Konsep Pendidikan Islam



Pendekatan pendidikan Islam yang diajukan oleh pakar pendidikan disimpulkan dalam First World Conference on Muslim Education yang diadakan di Mekkah pada tahun 1977:

“Tujuan daripada pendidikan (Islam) adalah menciptakan ‘manusia yang baik dan bertakwa’ yang menyembah ALLAH dalam arti yang sebenarnya, yang membangun struktur pribadinya sesuai dengan syariah Islam serta melaksanakan segenap aktifitas kesehariannya sebagai wujud ketundukannya pada Tuhan”.

Khan (1986) mendefinisikan maksud dan tujuan pendidikan Islam sebagai berikut:

A. Memberikan pengajaran AlQur’an sebagai langkah pertama pendidikan.

B. Menanamkan pengertian-pengertian berdasarkan pada ajaran-ajaran fundamental Islam yang terwujud dalam AlQur’an dan Sunnah dan bahwa ajaran-ajaran ini bersifat abadi.

C. Memberikan pengertian-pengertian dalam bentuk pengetahuan dan skill dengan pemahaman yang jelas bahwa hal-hal tersebut dapat berubah sesuai dengan perubahan-perubahan dalam masyarakat.

D. Menanamkan pemahaman bahwa ilmu pengetahuan tanpa basis Iman dan Islam adalah pendidikan yang tidak utuh dan pincang.

E. Menciptakan generasi muda yang memiliki kekuatan baik dalam keimanan maupun dalam ilmu pengetahuan.

F. Mengembangkan manusia Islami yang berkualitas tinggi yang diakui secara universal.

Jadi jelaslah bahwa pendidikan Islam adalah menanamkan nilai-nilai fundamental Islam kepada setiap Muslim terlepas dari disiplin ilmu apapun yang akan dikaji.
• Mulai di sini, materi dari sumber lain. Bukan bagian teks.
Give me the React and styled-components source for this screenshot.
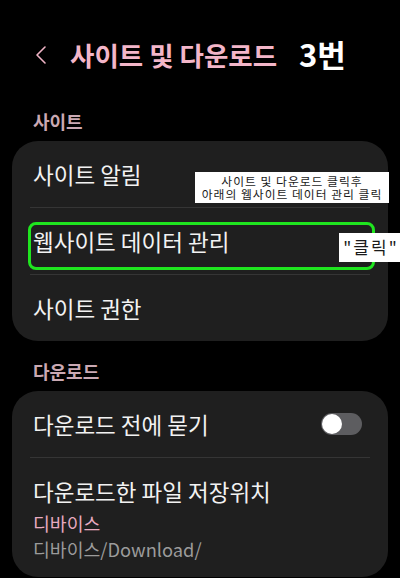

Sehingga diharapkan akan bermunculan “anak-anak muda enerjik yang berotak jerman dan berhati Mekkah”.

Kata-kata senada dan lebih komprehensif diungkapkan oleh Al Faruqi (1987) pendiri International Institute of Islamic Thought, Amerika Serikat, dalam upayanya mengislamkan ilmu pengetahuan.

Di sini perlu ditekankan bahwa konsep pendidikan Islam adalah ‘long life education’ atau dalam bahasa Hadits Nabi “sejak dari pangkuan ibu sampai ke liang lahat” (from the cradle to the grave).

Ini berarti pada tahap-tahap awal, peran orang tua terutama ibu amatlah krusial dan sangat menentukan mengingat pada usia inilah pendidik, dalam hal ini ibu memegang peran penting dalam menanamkan nilai-nilai keislaman kepada anak.

Ibu Dari Ulama Sufyan ats Tsaury

Sufyan ats Tsaury adalah tokoh besar tabi’ at tabi’in. Ia seorang fakih yang disebut dengan amirul mukminin fil hadits (pemimpin umat Islam dalam hadits Nabi). Di balik ulama besar generasi ketiga ini, ada seorang ibu yang cerdas berilmu dan shalihah. Ibu yang mendidik dan menginfakkan waktu untuk membimbingnya.

Sufyan mengisahkan, “Saat aku berencana serius belajar, aku bergumam, ‘Ya Rabb, aku harus punya penghasilan (untuk modal belajar)’. Sementara kulihat ilmu itu pergi dan menghilang. Apakah kuurungkan saja keinginan belajar. Aku memohon kepada ALLAH agar Dia (Yang Maha Pemberi rezeki) mencukupiku”. Beliau merasa bimbang jika menuntut ilmu, maka butuh modal dan bekal. Jika mencari modal dan bekal tidak bisa fokus belajar. Karena ilmu itu mudah pergi dan menghilang. Datanglah pertolongan ALLAH melalui ibunya. Ibunya berkata, “Wahai Sufyan anakku, belajarlah.. aku yang akan menanggungmu dengan usaha memintalku”.

Ibunya menyemangati, menasihati, dan mewasiatinya agar semangat menggapai pengetahuan. Di antara ucapan ibunya adalah “Anakku, jika engkau menulis 10 huruf, lihatlah! Apakah kau jumpai dalam dirimu bertambah rasa takutmu (kepada ALLAH), kelemah-lembutanmu, dan ketenanganmu? Jika tidak kau dapati hal itu, ketahuilah ilmu yang kau catat berakibat buruk bagimu. Ia tidak bermanfaat untukmu”.